• _Raw records_:
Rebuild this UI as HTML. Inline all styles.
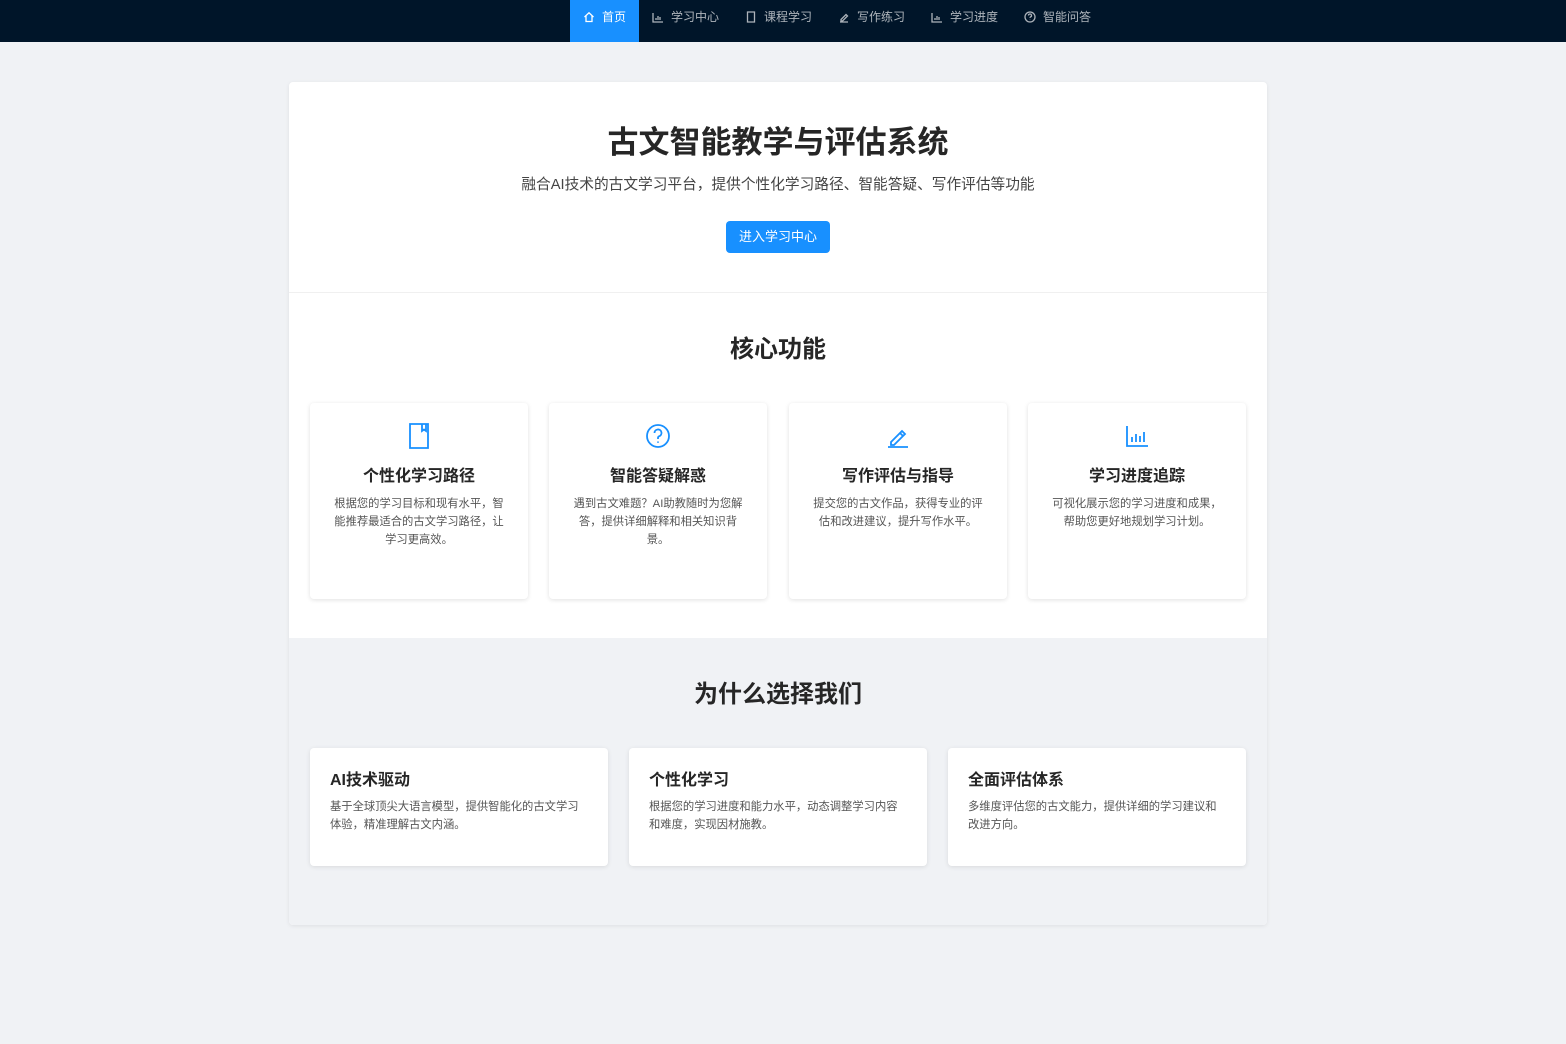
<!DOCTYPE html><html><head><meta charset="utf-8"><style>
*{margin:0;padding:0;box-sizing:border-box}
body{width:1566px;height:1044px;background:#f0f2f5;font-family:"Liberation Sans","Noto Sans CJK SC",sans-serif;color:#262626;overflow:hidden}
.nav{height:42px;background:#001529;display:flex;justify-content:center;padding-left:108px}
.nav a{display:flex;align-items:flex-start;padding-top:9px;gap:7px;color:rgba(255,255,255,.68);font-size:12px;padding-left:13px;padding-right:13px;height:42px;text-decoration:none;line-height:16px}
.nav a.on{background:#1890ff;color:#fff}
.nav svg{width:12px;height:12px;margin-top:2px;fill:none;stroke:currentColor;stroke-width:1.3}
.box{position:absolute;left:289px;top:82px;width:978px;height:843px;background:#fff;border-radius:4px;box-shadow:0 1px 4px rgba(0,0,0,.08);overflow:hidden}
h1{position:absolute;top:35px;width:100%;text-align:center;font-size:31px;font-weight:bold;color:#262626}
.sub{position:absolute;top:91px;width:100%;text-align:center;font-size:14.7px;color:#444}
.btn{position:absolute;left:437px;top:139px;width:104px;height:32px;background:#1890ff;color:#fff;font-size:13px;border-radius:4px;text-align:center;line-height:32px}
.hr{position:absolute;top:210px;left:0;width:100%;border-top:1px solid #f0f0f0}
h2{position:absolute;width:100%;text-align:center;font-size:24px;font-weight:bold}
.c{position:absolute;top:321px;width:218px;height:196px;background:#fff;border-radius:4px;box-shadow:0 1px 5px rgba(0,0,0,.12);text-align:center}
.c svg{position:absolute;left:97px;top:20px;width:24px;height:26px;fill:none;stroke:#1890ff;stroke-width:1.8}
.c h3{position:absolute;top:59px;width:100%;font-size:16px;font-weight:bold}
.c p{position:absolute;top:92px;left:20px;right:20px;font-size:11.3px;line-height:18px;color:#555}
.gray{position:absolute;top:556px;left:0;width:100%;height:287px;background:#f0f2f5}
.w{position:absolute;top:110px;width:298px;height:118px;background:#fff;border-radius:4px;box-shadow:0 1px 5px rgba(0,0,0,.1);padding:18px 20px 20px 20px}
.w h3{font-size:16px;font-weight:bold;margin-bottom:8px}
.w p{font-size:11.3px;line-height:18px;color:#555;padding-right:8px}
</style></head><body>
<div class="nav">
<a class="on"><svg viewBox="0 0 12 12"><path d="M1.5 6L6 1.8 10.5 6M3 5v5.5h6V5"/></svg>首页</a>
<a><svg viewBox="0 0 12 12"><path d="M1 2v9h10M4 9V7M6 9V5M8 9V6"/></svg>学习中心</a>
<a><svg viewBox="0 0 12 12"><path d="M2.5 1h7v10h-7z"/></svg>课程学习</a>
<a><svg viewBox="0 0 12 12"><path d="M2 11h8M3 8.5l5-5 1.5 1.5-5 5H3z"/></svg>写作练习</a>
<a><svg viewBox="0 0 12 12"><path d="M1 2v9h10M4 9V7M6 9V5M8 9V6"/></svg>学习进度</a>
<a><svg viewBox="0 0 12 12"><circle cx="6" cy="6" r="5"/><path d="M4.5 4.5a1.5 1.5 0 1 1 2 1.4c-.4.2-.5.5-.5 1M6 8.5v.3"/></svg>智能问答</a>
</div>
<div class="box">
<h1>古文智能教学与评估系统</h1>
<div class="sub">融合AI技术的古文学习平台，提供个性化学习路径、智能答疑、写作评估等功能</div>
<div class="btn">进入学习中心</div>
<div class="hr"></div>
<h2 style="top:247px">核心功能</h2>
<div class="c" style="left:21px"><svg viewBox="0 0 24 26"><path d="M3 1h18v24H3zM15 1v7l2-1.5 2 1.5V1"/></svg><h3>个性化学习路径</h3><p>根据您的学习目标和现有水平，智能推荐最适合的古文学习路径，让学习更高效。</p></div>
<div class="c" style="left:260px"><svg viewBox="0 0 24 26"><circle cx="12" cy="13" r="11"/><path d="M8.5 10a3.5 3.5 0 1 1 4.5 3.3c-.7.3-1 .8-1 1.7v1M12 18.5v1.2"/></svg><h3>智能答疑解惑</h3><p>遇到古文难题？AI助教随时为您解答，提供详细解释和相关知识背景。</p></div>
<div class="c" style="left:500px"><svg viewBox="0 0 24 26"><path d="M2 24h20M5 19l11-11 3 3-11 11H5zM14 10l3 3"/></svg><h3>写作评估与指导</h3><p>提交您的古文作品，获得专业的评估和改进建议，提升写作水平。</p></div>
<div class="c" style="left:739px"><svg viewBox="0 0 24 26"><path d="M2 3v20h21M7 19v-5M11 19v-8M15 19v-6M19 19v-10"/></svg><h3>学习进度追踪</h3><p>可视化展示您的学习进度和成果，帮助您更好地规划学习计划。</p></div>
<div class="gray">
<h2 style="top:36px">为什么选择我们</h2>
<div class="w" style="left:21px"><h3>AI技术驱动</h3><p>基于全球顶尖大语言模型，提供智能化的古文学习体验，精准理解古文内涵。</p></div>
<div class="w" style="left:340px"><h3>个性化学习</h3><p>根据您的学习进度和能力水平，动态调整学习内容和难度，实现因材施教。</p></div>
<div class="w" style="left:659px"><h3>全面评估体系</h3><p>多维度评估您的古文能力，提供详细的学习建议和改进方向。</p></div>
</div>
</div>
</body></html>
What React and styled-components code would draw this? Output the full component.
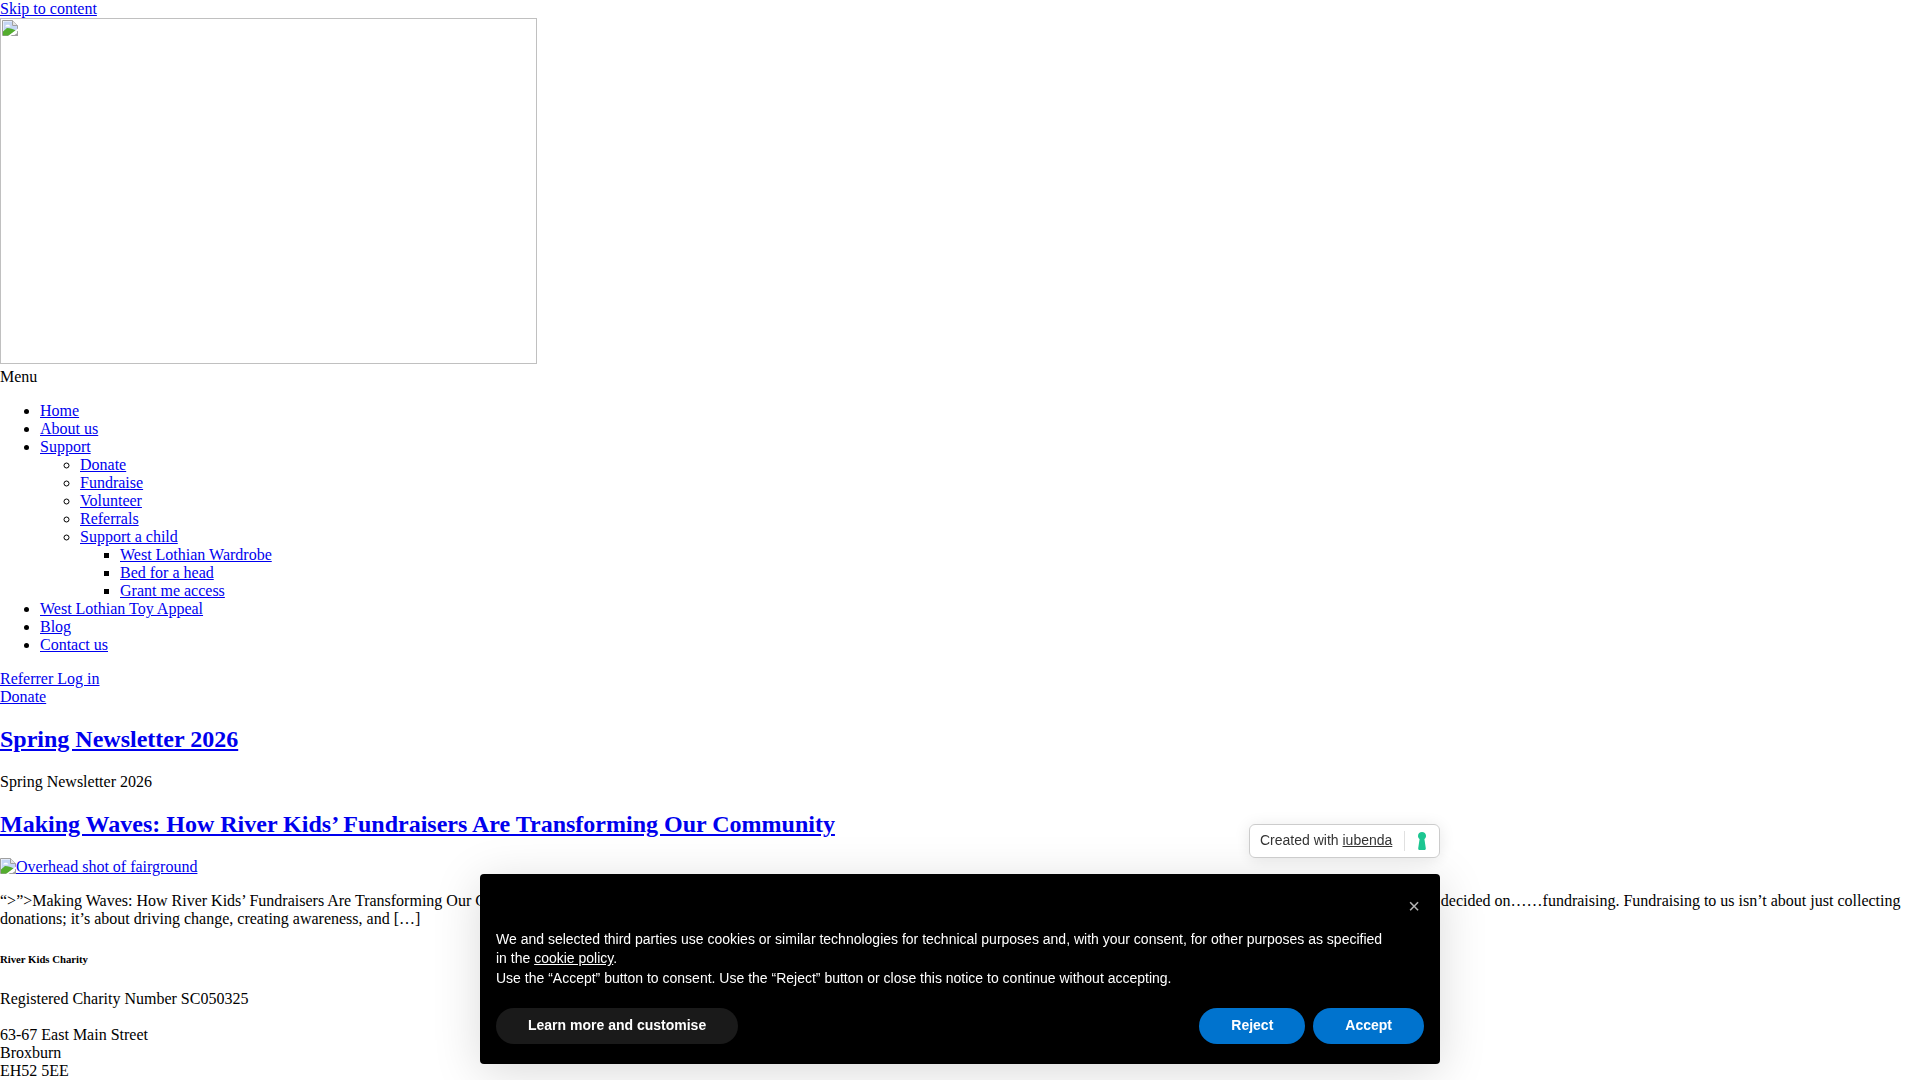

• _Task goal_:
Read through the entries and copy every line that includes "this".

• _Answer below_:
Rebuild this UI as HTML. Inline all styles.
What React and styled-components code would draw this? Output the full component.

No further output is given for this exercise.